The ministry in response said the SLA would underpin government’s engagement with its creditors to restructure the debt.

It said the SLA was also expected to pave way for a formal programme with the IMF which would be a major step towards achieving the comprehensive debt restructuring needed to repair the economy and place it on sustained growth trajectory.

“The programme will help create fiscal space for Zambia to implement reforms and unlock highly concessional financing amounting to US $1.4 billion to be disbursed over a period of three years under the Extended Credit Facility.

“This will enhance the balance of payments position and further boost investor confidence; important components in the competitiveness of the economy,” it said.

“The SLA will also pave way for restoring macroeconomic stability and provide a foundation for an inclusive economic recovery process.”

The Ministry said the removal of subsidies might temporarily increase the cost of doing business.

It said to reduce the cost of doing business, the government would implement counteractive measures such as improving the business environment and streamlining the number of licences and permits required for businesses.

“Subsidy removal is a measure that will enable realignment of public expenditure from poorly targeted choices such as fuel, to enhanced investments in health, education, and social protection. The outcomes favour our society’s less privileged,” the ministry said.
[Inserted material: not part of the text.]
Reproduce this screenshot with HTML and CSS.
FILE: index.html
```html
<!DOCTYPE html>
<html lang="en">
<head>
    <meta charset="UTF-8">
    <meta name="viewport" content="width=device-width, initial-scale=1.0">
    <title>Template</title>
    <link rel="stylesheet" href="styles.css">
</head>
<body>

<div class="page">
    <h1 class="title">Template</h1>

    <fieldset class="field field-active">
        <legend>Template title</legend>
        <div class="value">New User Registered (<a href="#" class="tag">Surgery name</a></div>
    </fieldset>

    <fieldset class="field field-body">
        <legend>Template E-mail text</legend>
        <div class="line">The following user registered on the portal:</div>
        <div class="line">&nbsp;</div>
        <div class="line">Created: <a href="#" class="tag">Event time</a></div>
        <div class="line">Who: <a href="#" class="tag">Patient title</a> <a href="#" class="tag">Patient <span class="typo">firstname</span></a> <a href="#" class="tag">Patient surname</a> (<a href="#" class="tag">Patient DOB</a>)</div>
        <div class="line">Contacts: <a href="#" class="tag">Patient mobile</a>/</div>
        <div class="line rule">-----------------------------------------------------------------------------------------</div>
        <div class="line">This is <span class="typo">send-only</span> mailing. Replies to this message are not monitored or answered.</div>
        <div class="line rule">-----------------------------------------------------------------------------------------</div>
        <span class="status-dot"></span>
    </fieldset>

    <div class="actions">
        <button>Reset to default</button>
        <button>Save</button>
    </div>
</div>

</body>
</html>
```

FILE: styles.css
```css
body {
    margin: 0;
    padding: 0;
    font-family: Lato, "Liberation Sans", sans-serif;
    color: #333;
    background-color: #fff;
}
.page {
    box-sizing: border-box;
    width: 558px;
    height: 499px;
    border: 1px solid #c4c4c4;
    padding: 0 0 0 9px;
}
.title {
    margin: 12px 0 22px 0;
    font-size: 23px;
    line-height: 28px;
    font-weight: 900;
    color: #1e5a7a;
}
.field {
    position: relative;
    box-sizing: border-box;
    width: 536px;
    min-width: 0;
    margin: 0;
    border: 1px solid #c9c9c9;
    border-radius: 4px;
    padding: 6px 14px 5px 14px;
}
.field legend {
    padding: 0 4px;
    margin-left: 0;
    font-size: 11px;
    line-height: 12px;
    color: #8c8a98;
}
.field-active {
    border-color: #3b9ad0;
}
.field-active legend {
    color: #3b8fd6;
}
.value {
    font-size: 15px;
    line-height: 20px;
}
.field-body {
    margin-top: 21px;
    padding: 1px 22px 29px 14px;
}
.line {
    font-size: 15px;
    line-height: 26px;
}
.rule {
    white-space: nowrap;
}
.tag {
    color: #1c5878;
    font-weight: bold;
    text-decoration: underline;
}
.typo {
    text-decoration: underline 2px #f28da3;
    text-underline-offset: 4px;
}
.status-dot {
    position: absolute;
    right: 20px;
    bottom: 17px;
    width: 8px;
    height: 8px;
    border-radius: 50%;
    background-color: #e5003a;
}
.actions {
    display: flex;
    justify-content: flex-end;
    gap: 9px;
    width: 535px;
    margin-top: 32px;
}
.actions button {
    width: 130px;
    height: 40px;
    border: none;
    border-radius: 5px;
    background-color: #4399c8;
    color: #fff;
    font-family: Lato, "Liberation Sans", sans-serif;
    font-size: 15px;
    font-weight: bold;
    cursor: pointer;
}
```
“Regrettably, the capacity to service our loans and invest in development remains very limited and in the absence of restructuring, the country will continue to be choked by the debt burden.

“We reiterate that without the IMF programme, debt restructuring would practically be impossible as creditors would be unwilling to engage in refinancing discussions. We need the IMF Programme.”
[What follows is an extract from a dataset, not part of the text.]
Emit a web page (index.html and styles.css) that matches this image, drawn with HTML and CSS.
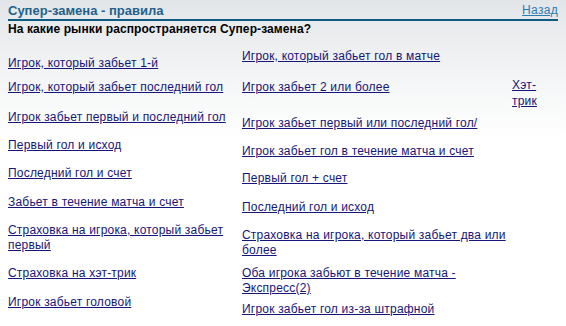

And the ministry said discussions with the IMF did not centre on identifying or earmarking any public entity for privatisation.

“The government and the Fund, instead have agreed on the need for the public sector to curtail inefficient expenditure, including among State Owned Enterprises (SOE’s).

“The government is therefore undertaking a review of all public entities to rationalise expenditure to those entities, and where necessary, implement reforms for more efficient and cost-effective service delivery,” said the ministry.